По осени же, когда дуб сбрасывал все богатства наземь, в россыпи желудей нередко попадались лесные орехи.

Орехи, хранившие тайны Зеленого человека…


– Маленькой я думала, будто это настоящий лес, – глядя в сад за окном, сказала Сара, сидевшая в изножье кровати, на скомканном пледе, с гитарой на коленях.

Джули Симмс, перегнувшись через резное дерево изголовья, тоже выглянула в сад, окинула взглядом вид, открывавшийся из окна.

– В самом деле, довольно большой, – согласилась она.

Сара кивнула. Глаза ее подернулись мечтательной поволокой.

Шел 1969-й, и они с Джули решили создать фолк-бэнд: Сара на гитаре, Джули на блок-флейте, поют дуэтом. Обеим хотелось изменить мир при помощи музыки – ведь именно это творилось повсюду. В Сан-Франциско. И в Лондоне. И в Ванкувере. А Оттава, спрашивается, чем хуже?

В линялых джинсах-клеш, в рубахах «узелкового» крашенья, обе выглядели в точности как все прочие семнадцатилетки, тусовавшиеся в центре, у Национального военного мемориала, или толпами осаждавшие кафешки вроде «Le Hibou»[76] с «Le Monde»[77] по выходным. Наряд их довершали длинные волосы (у Сары – каскад темно-русых локонов, у Джули – водопад цвета воронова крыла), бусы и серьги-перышки, а вот от макияжа подруги воздерживались.
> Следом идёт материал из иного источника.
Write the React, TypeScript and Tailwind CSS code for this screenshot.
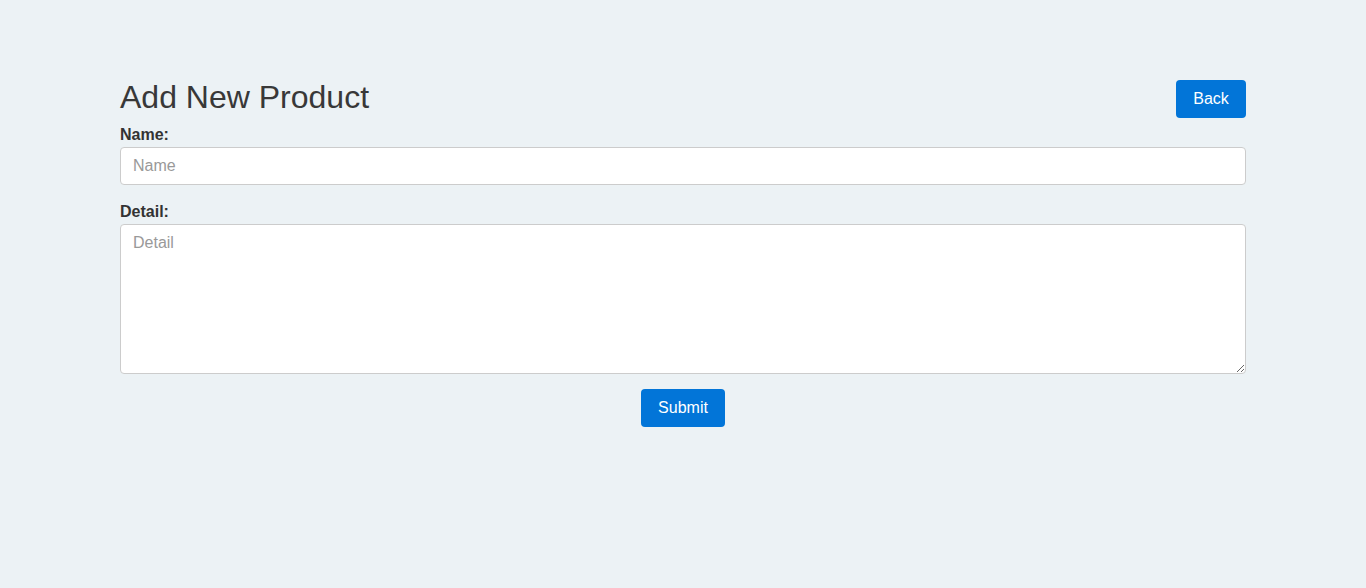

– Я часто думала, что он говорит со мной, – продолжила Сара.

– Кто? Сад?

– Ага.

– И что он говорил?

Мечтательный взор Сары исполнился грусти.

– Не помню, – со скорбной улыбкой созналась она.


В странный, необычайно просторный дом дяди Джейми Сара Кенделл переселилась через три года после смерти родителей – ей тогда было девять. С точки зрения взрослого Тамсон-хаус представлял собой колоссальное, чудовищной величины нагромождение коридоров, комнат и башенок, занимавшее целый квартал, для девчонки же девяти лет был попросту самой бесконечностью.

Сара могла часами бродить по его коридорам, шастать по путаному лабиринту комнат, тянувшихся от северо-западной башни возле Банк-стрит, где находилась ее спальня, до самого дядина кабинета, выходившего окнами на О’Коннор-стрит, но чаще всего проводила время в Библиотеке или в саду. Библиотека ей нравилась за то, что была настоящим музеем. Здесь имелись не только стенные книжные стеллажи в два этажа высотой, тянувшиеся к потолку, под самый сводчатый купол, но и дюжины застекленных шкафов, в беспорядке расставленных по полу, и каждый таил в себе несчетное множество изумительных вещей.